INFORMATION PROVIDED:
- - -

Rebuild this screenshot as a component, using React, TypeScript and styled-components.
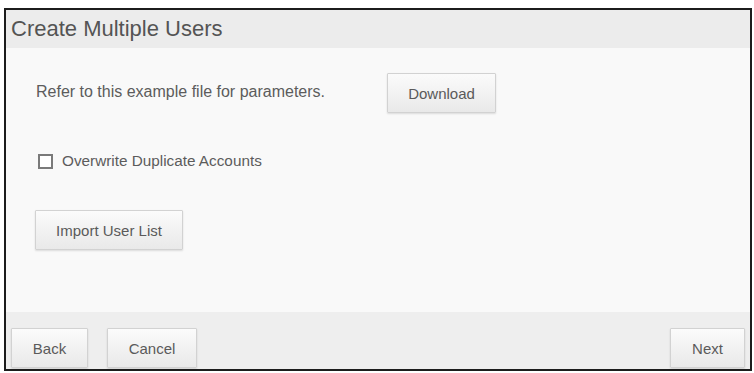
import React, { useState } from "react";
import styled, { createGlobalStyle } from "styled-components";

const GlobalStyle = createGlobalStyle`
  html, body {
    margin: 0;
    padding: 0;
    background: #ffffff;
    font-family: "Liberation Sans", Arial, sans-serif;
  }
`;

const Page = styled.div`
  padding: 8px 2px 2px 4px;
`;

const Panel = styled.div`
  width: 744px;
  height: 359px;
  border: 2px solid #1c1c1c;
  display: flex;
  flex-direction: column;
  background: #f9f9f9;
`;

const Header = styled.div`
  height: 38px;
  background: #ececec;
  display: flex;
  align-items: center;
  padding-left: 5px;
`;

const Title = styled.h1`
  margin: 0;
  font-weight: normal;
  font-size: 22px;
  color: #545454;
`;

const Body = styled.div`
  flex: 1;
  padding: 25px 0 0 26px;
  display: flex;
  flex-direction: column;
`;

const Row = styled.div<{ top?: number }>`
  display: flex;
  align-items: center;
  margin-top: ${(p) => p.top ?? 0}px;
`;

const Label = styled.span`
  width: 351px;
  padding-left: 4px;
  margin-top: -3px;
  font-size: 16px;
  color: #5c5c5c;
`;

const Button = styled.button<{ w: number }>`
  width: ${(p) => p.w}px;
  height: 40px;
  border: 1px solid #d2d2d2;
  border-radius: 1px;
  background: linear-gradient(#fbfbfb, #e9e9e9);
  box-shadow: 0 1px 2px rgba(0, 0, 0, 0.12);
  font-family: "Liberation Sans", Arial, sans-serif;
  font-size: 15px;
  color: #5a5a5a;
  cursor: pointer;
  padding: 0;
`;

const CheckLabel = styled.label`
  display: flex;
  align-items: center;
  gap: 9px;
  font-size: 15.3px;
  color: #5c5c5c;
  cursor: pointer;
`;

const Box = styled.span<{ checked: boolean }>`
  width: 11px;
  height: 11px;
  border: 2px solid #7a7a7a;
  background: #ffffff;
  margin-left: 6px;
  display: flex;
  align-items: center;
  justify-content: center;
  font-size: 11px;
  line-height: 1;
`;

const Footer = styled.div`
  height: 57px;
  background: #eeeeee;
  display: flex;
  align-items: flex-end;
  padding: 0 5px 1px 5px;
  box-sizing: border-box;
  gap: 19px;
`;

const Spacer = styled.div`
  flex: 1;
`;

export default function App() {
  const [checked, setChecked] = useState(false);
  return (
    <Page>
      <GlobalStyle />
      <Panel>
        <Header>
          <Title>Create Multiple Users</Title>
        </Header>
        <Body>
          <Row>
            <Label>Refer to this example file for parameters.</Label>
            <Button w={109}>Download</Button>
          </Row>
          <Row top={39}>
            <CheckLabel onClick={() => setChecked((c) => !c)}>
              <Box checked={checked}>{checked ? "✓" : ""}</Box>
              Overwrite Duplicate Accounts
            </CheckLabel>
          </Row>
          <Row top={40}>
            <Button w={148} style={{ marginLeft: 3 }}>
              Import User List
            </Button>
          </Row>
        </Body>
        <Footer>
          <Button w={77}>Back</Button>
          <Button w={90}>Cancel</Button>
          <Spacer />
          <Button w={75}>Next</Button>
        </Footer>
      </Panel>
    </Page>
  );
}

- - -

SET EXERCISE:
Quote each line of the listing exactly, but leave the pictures out.

EXPECTED ANSWER:
Rebuild this screenshot as a component, using React, TypeScript and styled-components.
import React, { useState } from "react";
import styled, { createGlobalStyle } from "styled-components";

const GlobalStyle = createGlobalStyle`
  html, body {
    margin: 0;
    padding: 0;
    background: #ffffff;
    font-family: "Liberation Sans", Arial, sans-serif;
  }
`;

const Page = styled.div`
  padding: 8px 2px 2px 4px;
`;

const Panel = styled.div`
  width: 744px;
  height: 359px;
  border: 2px solid #1c1c1c;
  display: flex;
  flex-direction: column;
  background: #f9f9f9;
`;

const Header = styled.div`
  height: 38px;
  background: #ececec;
  display: flex;
  align-items: center;
  padding-left: 5px;
`;

const Title = styled.h1`
  margin: 0;
  font-weight: normal;
  font-size: 22px;
  color: #545454;
`;

const Body = styled.div`
  flex: 1;
  padding: 25px 0 0 26px;
  display: flex;
  flex-direction: column;
`;

const Row = styled.div<{ top?: number }>`
  display: flex;
  align-items: center;
  margin-top: ${(p) => p.top ?? 0}px;
`;

const Label = styled.span`
  width: 351px;
  padding-left: 4px;
  margin-top: -3px;
  font-size: 16px;
  color: #5c5c5c;
`;

const Button = styled.button<{ w: number }>`
  width: ${(p) => p.w}px;
  height: 40px;
  border: 1px solid #d2d2d2;
  border-radius: 1px;
  background: linear-gradient(#fbfbfb, #e9e9e9);
  box-shadow: 0 1px 2px rgba(0, 0, 0, 0.12);
  font-family: "Liberation Sans", Arial, sans-serif;
  font-size: 15px;
  color: #5a5a5a;
  cursor: pointer;
  padding: 0;
`;

const CheckLabel = styled.label`
  display: flex;
  align-items: center;
  gap: 9px;
  font-size: 15.3px;
  color: #5c5c5c;
  cursor: pointer;
`;

const Box = styled.span<{ checked: boolean }>`
  width: 11px;
  height: 11px;
  border: 2px solid #7a7a7a;
  background: #ffffff;
  margin-left: 6px;
  display: flex;
  align-items: center;
  justify-content: center;
  font-size: 11px;
  line-height: 1;
`;

const Footer = styled.div`
  height: 57px;
  background: #eeeeee;
  display: flex;
  align-items: flex-end;
  padding: 0 5px 1px 5px;
  box-sizing: border-box;
  gap: 19px;
`;

const Spacer = styled.div`
  flex: 1;
`;

export default function App() {
  const [checked, setChecked] = useState(false);
  return (
    <Page>
      <GlobalStyle />
      <Panel>
        <Header>
          <Title>Create Multiple Users</Title>
        </Header>
        <Body>
          <Row>
            <Label>Refer to this example file for parameters.</Label>
            <Button w={109}>Download</Button>
          </Row>
          <Row top={39}>
            <CheckLabel onClick={() => setChecked((c) => !c)}>
              <Box checked={checked}>{checked ? "✓" : ""}</Box>
              Overwrite Duplicate Accounts
            </CheckLabel>
          </Row>
          <Row top={40}>
            <Button w={148} style={{ marginLeft: 3 }}>
              Import User List
            </Button>
          </Row>
        </Body>
        <Footer>
          <Button w={77}>Back</Button>
          <Button w={90}>Cancel</Button>
          <Spacer />
          <Button w={75}>Next</Button>
        </Footer>
      </Panel>
    </Page>
  );
}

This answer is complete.